==== DATA LINES

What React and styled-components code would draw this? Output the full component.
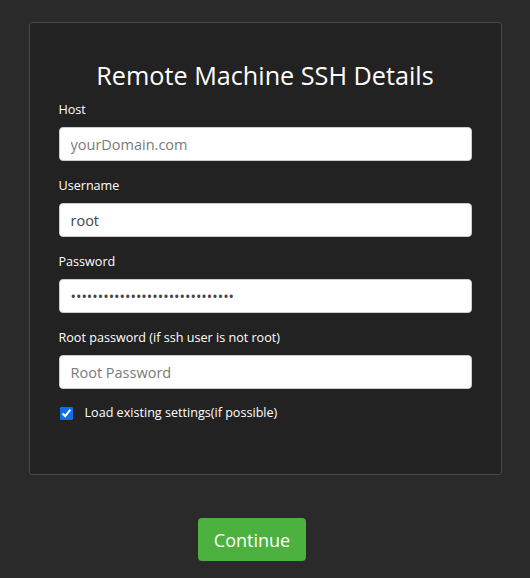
import React, { useState } from 'react';
import styled, { createGlobalStyle } from 'styled-components';

const GlobalStyle = createGlobalStyle`
  html, body {
    margin: 0;
    padding: 0;
    background: #2a2a2a;
    font-family: "Open Sans", "Noto Sans", sans-serif;
  }
`;

const Page = styled.div`
  display: flex;
  flex-direction: column;
  align-items: center;
  padding-top: 22px;
`;

const Card = styled.form`
  box-sizing: border-box;
  width: 473px;
  background: #222222;
  border: 1px solid #4a4a4e;
  border-radius: 3px;
  padding: 38px 29px 52px;
  display: flex;
  flex-direction: column;
`;

const Title = styled.h2`
  margin: 0 0 10px;
  text-align: center;
  color: #ffffff;
  font-weight: 400;
  font-size: 25.2px;
  line-height: 29px;
`;

const Field = styled.div`
  display: flex;
  flex-direction: column;
  margin-bottom: 15px;
`;

const Label = styled.label`
  color: #ffffff;
  font-size: 12.6px;
  line-height: 18px;
  padding-top: 1px;
  margin-bottom: 8px;
`;

const Input = styled.input`
  box-sizing: border-box;
  height: 34px;
  width: 100%;
  border: 1px solid #c8ccd0;
  border-radius: 4px;
  background: #ffffff;
  padding: 0 11px;
  font-family: inherit;
  font-size: 14.5px;
  color: #444;
  outline: none;

  &::placeholder {
    color: #7a7a7a;
  }
`;

const CheckRow = styled.label`
  display: flex;
  align-items: center;
  gap: 12px;
  color: #ffffff;
  font-size: 12.6px;
  line-height: 18px;
`;

const Check = styled.input`
  width: 13px;
  height: 13px;
  margin: 0 0 0 1px;
  accent-color: #0b6cf0;
`;

const ContinueButton = styled.button`
  margin-top: 43px;
  margin-right: 26px;
  width: 108px;
  height: 43px;
  border: none;
  border-radius: 4px;
  background: #4cb13f;
  color: #ffffff;
  font-family: inherit;
  font-size: 18px;
  cursor: pointer;
`;

const fields = [
  { label: 'Host', placeholder: 'yourDomain.com', type: 'text', value: '' },
  { label: 'Username', placeholder: 'Username', type: 'text', value: 'root' },
  { label: 'Password', placeholder: 'Password', type: 'password', value: 'a-very-long-ssh-password-123456' },
  { label: 'Root password (if ssh user is not root)', placeholder: 'Root Password', type: 'password', value: '' },
];

const App = () => {
  const [values, setValues] = useState(fields.map((f) => f.value.slice(0, 30)));
  const [loadExisting, setLoadExisting] = useState(true);

  return (
    <Page>
      <GlobalStyle />
      <Card onSubmit={(e) => e.preventDefault()}>
        <Title>Remote Machine SSH Details</Title>
        {fields.map((f, i) => (
          <Field key={f.label}>
            <Label>{f.label}</Label>
            <Input
              type={f.type}
              placeholder={f.placeholder}
              value={values[i]}
              onChange={(e) => setValues(values.map((v, j) => (j === i ? e.target.value : v)))}
            />
          </Field>
        ))}
        <CheckRow>
          <Check
            type="checkbox"
            checked={loadExisting}
            onChange={(e) => setLoadExisting(e.target.checked)}
          />
          Load existing settings(if possible)
        </CheckRow>
      </Card>
      <ContinueButton type="button">Continue</ContinueButton>
    </Page>
  );
};

export default App;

========

- TASK BRIEF:
Every line above should be returned word for word, with the pictures left behind.

- REPLY TO THE EXERCISE:
What React and styled-components code would draw this? Output the full component.
import React, { useState } from 'react';
import styled, { createGlobalStyle } from 'styled-components';

const GlobalStyle = createGlobalStyle`
  html, body {
    margin: 0;
    padding: 0;
    background: #2a2a2a;
    font-family: "Open Sans", "Noto Sans", sans-serif;
  }
`;

const Page = styled.div`
  display: flex;
  flex-direction: column;
  align-items: center;
  padding-top: 22px;
`;

const Card = styled.form`
  box-sizing: border-box;
  width: 473px;
  background: #222222;
  border: 1px solid #4a4a4e;
  border-radius: 3px;
  padding: 38px 29px 52px;
  display: flex;
  flex-direction: column;
`;

const Title = styled.h2`
  margin: 0 0 10px;
  text-align: center;
  color: #ffffff;
  font-weight: 400;
  font-size: 25.2px;
  line-height: 29px;
`;

const Field = styled.div`
  display: flex;
  flex-direction: column;
  margin-bottom: 15px;
`;

const Label = styled.label`
  color: #ffffff;
  font-size: 12.6px;
  line-height: 18px;
  padding-top: 1px;
  margin-bottom: 8px;
`;

const Input = styled.input`
  box-sizing: border-box;
  height: 34px;
  width: 100%;
  border: 1px solid #c8ccd0;
  border-radius: 4px;
  background: #ffffff;
  padding: 0 11px;
  font-family: inherit;
  font-size: 14.5px;
  color: #444;
  outline: none;

  &::placeholder {
    color: #7a7a7a;
  }
`;

const CheckRow = styled.label`
  display: flex;
  align-items: center;
  gap: 12px;
  color: #ffffff;
  font-size: 12.6px;
  line-height: 18px;
`;

const Check = styled.input`
  width: 13px;
  height: 13px;
  margin: 0 0 0 1px;
  accent-color: #0b6cf0;
`;

const ContinueButton = styled.button`
  margin-top: 43px;
  margin-right: 26px;
  width: 108px;
  height: 43px;
  border: none;
  border-radius: 4px;
  background: #4cb13f;
  color: #ffffff;
  font-family: inherit;
  font-size: 18px;
  cursor: pointer;
`;

const fields = [
  { label: 'Host', placeholder: 'yourDomain.com', type: 'text', value: '' },
  { label: 'Username', placeholder: 'Username', type: 'text', value: 'root' },
  { label: 'Password', placeholder: 'Password', type: 'password', value: 'a-very-long-ssh-password-123456' },
  { label: 'Root password (if ssh user is not root)', placeholder: 'Root Password', type: 'password', value: '' },
];

const App = () => {
  const [values, setValues] = useState(fields.map((f) => f.value.slice(0, 30)));
  const [loadExisting, setLoadExisting] = useState(true);

  return (
    <Page>
      <GlobalStyle />
      <Card onSubmit={(e) => e.preventDefault()}>
        <Title>Remote Machine SSH Details</Title>
        {fields.map((f, i) => (
          <Field key={f.label}>
            <Label>{f.label}</Label>
            <Input
              type={f.type}
              placeholder={f.placeholder}
              value={values[i]}
              onChange={(e) => setValues(values.map((v, j) => (j === i ? e.target.value : v)))}
            />
          </Field>
        ))}
        <CheckRow>
          <Check
            type="checkbox"
            checked={loadExisting}
            onChange={(e) => setLoadExisting(e.target.checked)}
          />
          Load existing settings(if possible)
        </CheckRow>
      </Card>
      <ContinueButton type="button">Continue</ContinueButton>
    </Page>
  );
};

export default App;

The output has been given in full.